## What to work on
Among the lines of these entries, how many hold the word "this"? State only the number.

# START OF Data entries

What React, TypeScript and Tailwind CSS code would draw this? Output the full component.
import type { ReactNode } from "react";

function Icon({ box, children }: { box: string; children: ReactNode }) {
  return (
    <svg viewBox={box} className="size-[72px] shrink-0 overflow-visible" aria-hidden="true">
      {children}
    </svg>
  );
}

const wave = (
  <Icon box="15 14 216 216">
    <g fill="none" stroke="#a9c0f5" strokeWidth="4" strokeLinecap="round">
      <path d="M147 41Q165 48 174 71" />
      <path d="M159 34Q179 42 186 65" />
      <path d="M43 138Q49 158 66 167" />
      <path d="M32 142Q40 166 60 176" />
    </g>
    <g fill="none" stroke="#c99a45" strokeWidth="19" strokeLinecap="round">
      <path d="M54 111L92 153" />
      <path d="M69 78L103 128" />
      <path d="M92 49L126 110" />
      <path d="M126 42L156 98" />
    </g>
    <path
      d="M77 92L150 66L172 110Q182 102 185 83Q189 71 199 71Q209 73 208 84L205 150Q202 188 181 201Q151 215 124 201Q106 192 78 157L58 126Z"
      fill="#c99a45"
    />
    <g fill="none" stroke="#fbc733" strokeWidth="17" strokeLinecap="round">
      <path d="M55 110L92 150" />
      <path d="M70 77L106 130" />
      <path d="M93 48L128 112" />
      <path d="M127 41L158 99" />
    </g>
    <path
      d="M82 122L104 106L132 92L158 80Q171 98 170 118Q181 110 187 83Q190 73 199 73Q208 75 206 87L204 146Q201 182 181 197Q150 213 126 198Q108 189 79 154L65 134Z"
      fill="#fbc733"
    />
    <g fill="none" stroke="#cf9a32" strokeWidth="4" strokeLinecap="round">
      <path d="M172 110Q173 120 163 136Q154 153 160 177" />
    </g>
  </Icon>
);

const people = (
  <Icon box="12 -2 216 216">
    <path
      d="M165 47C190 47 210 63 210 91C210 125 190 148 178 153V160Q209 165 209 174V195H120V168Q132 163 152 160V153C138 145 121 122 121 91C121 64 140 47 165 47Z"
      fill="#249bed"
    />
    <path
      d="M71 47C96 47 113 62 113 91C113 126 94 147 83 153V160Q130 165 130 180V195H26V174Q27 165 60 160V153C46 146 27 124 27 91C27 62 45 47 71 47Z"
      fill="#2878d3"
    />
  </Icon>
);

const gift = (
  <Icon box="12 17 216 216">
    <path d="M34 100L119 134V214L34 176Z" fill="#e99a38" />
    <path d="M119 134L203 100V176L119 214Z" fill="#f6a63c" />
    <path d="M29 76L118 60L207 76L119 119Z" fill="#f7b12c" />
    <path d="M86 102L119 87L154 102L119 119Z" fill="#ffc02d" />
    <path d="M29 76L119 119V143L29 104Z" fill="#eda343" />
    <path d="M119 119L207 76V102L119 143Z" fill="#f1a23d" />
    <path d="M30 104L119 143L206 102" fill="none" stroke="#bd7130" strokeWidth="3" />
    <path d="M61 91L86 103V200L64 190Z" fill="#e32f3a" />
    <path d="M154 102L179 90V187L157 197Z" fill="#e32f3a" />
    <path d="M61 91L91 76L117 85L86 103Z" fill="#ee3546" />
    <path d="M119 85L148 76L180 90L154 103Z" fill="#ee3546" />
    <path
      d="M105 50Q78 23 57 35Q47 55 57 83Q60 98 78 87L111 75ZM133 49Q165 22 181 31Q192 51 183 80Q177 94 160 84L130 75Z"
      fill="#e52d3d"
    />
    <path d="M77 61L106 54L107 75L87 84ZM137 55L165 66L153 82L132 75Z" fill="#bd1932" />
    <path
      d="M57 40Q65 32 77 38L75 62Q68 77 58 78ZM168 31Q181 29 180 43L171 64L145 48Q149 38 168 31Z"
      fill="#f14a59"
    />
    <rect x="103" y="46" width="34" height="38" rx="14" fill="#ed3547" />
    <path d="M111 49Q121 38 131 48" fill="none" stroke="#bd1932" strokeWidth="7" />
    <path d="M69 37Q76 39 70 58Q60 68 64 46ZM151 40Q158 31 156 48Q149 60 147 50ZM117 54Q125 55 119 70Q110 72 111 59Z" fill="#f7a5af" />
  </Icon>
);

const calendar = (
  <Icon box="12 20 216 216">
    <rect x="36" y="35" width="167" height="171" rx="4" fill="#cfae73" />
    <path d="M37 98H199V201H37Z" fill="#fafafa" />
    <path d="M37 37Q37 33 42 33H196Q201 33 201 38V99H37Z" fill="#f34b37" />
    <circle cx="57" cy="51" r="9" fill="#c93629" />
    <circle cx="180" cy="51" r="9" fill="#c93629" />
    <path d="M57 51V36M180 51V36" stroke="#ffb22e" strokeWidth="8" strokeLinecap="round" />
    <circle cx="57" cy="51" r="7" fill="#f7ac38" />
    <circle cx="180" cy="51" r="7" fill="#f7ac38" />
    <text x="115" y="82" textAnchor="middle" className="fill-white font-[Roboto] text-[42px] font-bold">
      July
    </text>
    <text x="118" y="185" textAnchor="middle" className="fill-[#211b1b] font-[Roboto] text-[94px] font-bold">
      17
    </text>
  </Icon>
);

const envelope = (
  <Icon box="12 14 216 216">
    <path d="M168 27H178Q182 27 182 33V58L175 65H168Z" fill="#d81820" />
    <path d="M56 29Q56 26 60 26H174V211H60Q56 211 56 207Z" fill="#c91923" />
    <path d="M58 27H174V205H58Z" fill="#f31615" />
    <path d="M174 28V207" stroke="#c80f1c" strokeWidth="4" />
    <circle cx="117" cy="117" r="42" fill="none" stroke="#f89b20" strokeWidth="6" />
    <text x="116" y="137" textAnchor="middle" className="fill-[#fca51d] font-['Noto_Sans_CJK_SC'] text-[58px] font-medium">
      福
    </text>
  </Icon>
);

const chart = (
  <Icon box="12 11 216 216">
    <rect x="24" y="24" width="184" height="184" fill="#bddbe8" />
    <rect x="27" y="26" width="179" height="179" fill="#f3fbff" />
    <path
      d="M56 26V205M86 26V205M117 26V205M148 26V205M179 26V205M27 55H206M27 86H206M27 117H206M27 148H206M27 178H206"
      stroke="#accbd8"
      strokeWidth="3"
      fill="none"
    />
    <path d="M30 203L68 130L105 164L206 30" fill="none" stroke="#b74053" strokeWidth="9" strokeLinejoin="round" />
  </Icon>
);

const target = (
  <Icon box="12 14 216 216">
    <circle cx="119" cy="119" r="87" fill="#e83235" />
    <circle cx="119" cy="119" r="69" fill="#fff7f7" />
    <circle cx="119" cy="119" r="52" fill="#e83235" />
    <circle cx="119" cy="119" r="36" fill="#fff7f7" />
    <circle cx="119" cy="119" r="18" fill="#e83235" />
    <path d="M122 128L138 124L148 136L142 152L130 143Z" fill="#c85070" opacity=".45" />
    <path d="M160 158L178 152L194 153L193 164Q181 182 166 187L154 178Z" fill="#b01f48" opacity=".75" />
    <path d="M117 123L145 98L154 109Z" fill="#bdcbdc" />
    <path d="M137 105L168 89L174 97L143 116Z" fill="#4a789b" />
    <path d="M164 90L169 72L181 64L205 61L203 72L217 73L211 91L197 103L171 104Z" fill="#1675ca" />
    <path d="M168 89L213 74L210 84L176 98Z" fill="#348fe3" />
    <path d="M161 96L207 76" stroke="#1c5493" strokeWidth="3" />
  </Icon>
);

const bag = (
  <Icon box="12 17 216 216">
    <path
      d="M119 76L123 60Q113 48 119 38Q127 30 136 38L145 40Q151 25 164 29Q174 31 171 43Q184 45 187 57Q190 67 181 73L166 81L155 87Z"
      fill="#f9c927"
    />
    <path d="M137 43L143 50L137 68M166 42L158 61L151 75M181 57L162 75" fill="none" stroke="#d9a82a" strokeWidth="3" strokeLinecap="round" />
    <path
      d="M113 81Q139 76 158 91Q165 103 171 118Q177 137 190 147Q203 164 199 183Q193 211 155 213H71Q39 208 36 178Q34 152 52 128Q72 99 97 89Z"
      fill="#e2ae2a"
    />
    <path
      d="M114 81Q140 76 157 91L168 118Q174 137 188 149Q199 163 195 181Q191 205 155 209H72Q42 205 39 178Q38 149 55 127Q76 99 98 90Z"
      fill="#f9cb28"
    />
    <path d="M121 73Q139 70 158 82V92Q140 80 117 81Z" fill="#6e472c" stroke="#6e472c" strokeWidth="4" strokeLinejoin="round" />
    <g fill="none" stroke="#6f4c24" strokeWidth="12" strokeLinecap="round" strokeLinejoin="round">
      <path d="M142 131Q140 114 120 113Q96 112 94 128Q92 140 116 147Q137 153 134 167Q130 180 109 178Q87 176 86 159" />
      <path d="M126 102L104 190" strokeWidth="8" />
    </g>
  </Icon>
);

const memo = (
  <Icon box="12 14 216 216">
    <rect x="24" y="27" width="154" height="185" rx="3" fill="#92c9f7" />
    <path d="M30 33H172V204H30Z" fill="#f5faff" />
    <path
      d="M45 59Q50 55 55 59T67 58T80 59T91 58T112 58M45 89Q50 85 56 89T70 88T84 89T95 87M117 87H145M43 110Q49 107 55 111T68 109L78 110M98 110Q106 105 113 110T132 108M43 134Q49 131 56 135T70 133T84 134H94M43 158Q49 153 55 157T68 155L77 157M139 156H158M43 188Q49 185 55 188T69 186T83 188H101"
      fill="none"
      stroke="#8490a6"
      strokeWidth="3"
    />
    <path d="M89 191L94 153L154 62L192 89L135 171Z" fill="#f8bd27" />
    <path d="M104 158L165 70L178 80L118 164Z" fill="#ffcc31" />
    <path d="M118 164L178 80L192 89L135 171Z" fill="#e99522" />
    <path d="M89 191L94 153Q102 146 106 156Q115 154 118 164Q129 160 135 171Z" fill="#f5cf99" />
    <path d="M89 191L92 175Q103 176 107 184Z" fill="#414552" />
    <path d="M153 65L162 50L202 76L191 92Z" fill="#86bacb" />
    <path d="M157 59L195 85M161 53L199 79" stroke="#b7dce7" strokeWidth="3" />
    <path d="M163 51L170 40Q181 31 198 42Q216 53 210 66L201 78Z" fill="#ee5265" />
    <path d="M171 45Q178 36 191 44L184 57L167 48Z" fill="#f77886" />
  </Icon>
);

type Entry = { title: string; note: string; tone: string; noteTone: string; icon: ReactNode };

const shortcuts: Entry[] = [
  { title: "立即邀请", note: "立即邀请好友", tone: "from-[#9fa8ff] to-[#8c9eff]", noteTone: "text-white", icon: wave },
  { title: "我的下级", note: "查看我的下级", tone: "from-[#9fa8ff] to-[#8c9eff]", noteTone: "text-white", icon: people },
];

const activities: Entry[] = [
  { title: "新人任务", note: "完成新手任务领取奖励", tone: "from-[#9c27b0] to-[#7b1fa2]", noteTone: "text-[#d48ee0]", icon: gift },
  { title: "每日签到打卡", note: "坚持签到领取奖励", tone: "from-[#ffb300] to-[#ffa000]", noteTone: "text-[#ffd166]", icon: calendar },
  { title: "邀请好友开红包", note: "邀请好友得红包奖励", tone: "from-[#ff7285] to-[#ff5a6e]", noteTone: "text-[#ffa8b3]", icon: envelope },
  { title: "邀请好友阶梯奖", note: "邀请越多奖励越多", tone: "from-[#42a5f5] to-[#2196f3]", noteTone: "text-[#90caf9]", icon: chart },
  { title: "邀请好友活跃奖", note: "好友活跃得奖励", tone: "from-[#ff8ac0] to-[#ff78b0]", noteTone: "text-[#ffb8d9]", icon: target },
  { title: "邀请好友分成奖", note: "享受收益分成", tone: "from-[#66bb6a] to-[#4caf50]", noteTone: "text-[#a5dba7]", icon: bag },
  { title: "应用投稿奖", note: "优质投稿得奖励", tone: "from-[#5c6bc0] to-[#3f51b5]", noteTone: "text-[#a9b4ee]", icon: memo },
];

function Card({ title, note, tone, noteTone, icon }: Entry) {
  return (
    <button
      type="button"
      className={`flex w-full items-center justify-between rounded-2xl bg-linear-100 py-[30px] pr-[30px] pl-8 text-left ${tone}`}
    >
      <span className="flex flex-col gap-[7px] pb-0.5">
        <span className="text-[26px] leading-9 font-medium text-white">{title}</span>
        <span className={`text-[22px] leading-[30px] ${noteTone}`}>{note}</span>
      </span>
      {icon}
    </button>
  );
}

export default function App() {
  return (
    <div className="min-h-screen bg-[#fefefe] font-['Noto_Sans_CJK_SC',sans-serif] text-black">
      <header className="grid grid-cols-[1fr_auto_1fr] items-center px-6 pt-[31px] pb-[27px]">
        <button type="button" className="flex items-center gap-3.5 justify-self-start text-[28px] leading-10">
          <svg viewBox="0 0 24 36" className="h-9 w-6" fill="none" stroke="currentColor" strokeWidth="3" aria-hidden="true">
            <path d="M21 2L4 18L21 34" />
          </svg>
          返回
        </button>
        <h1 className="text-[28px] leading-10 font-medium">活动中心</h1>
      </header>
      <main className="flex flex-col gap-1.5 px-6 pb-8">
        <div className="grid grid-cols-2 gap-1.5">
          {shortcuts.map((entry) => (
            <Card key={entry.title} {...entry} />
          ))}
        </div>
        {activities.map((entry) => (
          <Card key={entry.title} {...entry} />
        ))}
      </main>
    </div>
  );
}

# END OF Data entries
# START OF Data entries

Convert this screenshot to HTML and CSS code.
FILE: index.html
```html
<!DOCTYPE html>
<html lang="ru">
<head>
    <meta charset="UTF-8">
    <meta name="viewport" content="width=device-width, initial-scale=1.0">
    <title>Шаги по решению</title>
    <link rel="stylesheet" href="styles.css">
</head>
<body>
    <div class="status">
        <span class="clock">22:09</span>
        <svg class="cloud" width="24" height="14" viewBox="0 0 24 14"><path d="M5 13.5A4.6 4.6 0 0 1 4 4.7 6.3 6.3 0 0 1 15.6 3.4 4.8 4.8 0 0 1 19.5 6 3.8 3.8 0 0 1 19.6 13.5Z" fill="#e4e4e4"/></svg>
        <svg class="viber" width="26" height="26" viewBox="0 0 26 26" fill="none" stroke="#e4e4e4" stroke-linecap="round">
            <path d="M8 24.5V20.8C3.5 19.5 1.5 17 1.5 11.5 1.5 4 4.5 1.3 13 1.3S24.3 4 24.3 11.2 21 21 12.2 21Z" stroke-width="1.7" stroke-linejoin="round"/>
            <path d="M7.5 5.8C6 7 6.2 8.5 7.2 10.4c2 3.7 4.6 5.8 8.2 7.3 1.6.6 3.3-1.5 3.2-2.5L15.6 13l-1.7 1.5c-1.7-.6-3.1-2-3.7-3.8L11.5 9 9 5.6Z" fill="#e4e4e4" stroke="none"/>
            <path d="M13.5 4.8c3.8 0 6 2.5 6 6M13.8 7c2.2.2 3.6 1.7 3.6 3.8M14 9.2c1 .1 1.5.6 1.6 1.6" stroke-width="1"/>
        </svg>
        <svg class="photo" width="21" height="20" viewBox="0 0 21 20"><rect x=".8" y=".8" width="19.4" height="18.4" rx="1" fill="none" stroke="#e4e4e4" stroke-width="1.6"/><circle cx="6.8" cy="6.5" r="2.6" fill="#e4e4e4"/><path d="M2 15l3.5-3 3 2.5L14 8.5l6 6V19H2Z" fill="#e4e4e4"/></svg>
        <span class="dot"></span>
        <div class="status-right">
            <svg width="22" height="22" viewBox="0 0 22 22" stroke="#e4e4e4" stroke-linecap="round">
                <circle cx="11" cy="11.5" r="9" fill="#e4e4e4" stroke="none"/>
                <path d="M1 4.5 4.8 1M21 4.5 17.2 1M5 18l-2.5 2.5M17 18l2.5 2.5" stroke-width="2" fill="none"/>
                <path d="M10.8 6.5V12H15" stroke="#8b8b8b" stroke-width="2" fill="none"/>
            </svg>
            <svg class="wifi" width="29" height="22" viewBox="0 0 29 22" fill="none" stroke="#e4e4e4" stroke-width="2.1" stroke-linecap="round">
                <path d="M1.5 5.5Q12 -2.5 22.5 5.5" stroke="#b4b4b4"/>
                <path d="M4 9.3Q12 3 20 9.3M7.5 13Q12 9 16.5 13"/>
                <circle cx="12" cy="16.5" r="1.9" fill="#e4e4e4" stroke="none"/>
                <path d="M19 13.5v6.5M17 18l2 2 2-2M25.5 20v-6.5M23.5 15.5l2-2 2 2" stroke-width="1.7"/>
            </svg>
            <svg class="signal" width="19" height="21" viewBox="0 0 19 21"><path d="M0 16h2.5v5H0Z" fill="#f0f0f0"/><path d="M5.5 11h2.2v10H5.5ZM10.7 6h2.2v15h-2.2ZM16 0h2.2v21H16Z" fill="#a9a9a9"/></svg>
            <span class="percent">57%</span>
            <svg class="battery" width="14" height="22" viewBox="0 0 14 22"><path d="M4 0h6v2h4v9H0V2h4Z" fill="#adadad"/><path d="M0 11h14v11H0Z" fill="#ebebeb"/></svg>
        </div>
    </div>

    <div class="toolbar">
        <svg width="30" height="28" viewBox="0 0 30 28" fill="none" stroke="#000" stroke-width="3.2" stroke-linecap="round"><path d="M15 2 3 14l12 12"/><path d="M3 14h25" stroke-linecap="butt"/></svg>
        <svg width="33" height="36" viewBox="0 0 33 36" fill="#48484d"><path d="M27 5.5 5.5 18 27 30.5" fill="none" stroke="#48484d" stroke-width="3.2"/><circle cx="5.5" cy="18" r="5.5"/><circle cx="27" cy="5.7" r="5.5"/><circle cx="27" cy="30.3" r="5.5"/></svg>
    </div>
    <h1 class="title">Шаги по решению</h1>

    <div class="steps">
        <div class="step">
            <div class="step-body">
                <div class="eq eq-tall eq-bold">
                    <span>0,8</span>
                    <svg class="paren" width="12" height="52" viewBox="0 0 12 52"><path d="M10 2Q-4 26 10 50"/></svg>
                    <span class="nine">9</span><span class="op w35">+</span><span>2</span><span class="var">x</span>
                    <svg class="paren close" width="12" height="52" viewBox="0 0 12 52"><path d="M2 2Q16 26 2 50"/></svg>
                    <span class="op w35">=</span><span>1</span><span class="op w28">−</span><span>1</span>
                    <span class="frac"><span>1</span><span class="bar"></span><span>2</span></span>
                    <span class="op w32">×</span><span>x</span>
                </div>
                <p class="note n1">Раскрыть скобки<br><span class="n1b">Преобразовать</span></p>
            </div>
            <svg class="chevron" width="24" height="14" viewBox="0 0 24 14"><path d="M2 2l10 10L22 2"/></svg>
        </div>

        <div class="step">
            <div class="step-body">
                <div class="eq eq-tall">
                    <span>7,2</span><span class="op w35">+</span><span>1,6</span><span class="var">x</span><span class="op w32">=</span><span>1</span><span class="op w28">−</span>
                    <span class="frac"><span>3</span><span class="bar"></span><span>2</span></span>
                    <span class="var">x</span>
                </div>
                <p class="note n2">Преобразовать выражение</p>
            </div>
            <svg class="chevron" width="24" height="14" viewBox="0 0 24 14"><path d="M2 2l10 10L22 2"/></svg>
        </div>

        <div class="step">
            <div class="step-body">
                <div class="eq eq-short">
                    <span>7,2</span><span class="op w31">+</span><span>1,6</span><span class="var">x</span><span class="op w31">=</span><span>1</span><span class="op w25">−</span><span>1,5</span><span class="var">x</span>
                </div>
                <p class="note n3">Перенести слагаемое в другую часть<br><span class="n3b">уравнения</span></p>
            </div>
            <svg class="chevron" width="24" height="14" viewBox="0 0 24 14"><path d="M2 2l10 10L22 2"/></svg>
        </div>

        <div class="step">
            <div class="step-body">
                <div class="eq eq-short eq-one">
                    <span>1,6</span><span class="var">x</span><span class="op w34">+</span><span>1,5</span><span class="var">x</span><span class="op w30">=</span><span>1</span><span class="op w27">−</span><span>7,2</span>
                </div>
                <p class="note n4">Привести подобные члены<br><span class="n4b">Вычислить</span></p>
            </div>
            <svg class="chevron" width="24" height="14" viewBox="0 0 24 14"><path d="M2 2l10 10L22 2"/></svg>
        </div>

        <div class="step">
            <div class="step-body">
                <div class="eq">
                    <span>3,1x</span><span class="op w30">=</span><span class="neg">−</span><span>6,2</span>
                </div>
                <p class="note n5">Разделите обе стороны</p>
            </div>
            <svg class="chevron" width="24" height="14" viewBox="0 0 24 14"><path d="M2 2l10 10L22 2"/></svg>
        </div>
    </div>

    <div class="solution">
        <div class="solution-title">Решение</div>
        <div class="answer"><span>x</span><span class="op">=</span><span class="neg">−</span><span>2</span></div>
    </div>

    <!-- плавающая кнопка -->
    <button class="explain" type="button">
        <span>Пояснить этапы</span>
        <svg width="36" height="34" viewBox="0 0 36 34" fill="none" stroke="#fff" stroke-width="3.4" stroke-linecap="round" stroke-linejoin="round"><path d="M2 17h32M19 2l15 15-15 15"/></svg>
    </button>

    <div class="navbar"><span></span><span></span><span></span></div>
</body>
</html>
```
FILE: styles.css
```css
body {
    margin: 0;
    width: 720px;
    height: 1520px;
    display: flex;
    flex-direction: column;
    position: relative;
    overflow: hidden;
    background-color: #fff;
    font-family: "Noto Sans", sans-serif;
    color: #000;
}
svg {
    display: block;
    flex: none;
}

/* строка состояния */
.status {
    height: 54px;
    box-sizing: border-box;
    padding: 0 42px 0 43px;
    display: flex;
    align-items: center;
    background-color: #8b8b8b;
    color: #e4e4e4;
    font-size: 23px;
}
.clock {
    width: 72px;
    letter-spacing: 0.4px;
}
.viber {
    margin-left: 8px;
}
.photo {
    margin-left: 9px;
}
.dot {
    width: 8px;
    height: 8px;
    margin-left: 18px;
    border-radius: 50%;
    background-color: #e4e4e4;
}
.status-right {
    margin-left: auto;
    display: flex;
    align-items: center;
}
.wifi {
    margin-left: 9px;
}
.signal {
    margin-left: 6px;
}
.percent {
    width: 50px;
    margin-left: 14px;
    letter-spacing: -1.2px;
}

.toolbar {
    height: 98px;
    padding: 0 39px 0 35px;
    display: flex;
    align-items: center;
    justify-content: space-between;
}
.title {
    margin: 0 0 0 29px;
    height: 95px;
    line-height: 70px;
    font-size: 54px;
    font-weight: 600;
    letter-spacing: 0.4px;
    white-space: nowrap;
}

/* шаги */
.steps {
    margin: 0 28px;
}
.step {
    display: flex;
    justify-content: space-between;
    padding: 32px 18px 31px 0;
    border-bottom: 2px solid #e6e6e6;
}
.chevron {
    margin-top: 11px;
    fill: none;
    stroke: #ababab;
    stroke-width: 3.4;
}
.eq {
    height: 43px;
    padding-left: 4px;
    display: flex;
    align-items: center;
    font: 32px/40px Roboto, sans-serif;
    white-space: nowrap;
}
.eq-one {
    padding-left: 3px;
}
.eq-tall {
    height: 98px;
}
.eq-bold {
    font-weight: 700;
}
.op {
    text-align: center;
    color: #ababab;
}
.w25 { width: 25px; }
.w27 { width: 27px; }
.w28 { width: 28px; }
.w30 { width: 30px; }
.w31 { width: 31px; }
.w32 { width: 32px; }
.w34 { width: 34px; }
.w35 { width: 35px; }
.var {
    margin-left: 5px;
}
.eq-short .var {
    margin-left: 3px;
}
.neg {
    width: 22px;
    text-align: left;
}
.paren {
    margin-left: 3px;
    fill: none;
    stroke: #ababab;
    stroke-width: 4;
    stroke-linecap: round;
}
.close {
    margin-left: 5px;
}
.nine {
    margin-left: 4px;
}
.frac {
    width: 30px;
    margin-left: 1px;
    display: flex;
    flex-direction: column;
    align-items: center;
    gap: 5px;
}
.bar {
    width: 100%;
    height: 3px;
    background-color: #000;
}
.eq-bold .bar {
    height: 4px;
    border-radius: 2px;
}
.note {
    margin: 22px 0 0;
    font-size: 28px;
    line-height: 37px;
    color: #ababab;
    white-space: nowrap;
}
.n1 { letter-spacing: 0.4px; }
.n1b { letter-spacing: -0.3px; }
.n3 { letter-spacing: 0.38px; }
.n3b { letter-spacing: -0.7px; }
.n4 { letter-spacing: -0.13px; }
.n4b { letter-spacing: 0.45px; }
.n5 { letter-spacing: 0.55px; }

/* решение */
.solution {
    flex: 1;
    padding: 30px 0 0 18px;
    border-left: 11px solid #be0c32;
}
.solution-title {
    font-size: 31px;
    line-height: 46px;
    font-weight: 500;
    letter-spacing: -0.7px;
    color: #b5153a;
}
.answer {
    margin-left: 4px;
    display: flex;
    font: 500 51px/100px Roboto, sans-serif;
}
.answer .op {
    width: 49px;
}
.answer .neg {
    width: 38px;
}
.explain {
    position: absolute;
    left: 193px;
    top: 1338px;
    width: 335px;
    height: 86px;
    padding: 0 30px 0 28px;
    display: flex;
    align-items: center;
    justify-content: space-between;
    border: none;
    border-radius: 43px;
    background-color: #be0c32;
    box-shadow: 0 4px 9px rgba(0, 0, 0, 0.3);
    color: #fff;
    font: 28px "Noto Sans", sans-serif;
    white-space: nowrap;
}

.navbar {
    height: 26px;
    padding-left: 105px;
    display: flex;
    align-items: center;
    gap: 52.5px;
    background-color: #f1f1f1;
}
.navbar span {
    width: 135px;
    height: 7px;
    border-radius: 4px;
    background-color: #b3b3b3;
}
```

# END OF Data entries

## Full response
2